Les enfants chargés de songes ou l'illusion patriarcale dans l'œuvre romanesque d'Anne Hébert
Katri Suhonen
L'obsession des personnages hébertiens pour leur origine est bien connue. Nombre de chercheurs ont également signalé l'attirance de l'homme hébertien pour le féminin, attirance qui génère sa colère, le principal trait distinctif de la masculinité dans cette œuvre selon plusieurs interprétations.
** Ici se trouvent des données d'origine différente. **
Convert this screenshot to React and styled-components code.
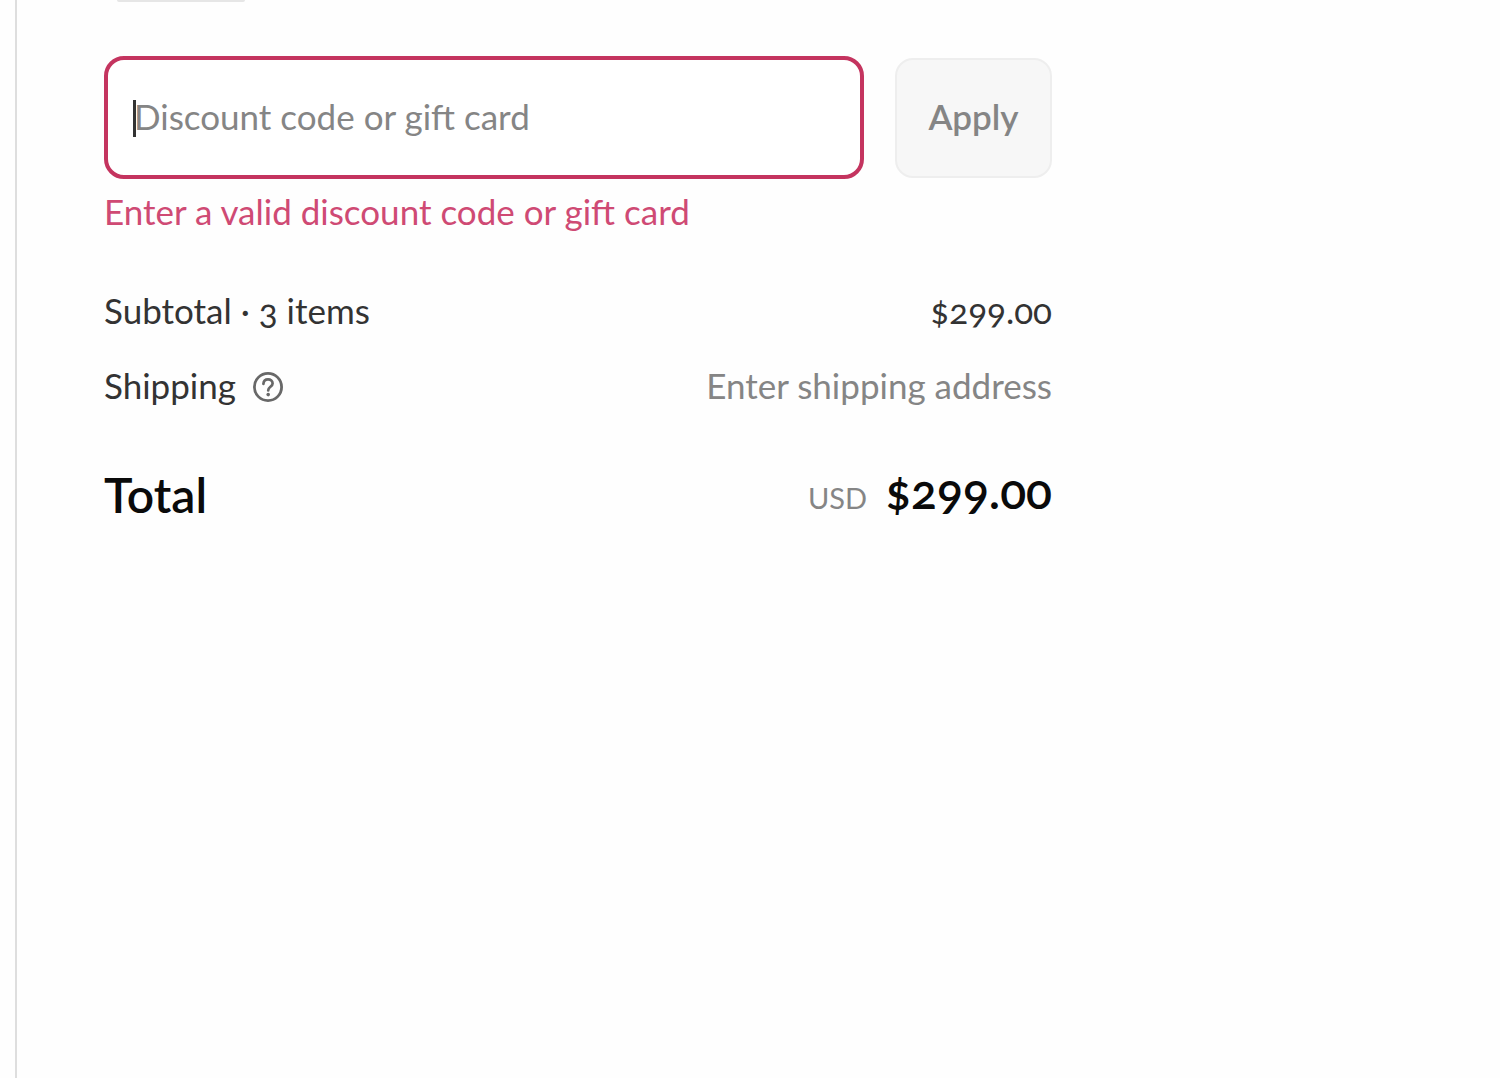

Notre étude se penche sur le personnage masculin dans quatre romans d'Anne Hébert (Les chambres de bois, Héloïse, Le Premier Jardin, L'enfant chargé de songes) afin d'y extraire un schéma type qui présente le fils de la famille hébertienne en tant qu'actant hanté par les mêmes désirs et troubles dans plusieurs romans de l'œuvre. Le fils se trouve impliqué dans un triangle œdipien transformé : le père y a été remplacé par une amante ou une épouse qui fait concurrence à la mère et qui invite (à l'exemple du père dans le modèle œdipien habituel) le garçon à sortir de la symbiose préœdipienne. Ce triangle impose au fils un choix : sortir de l'enclos préœdipien (vers le monde où l'homme, tout comme la femme, est soumis à des codes de comportement précis), ou retourner à la symbiose maternelle et refuser le modèle proposé par la société. Les jeunes hommes optent pour la deuxième voie, choix qui met en doute leurs présumées ambitions patriarcales.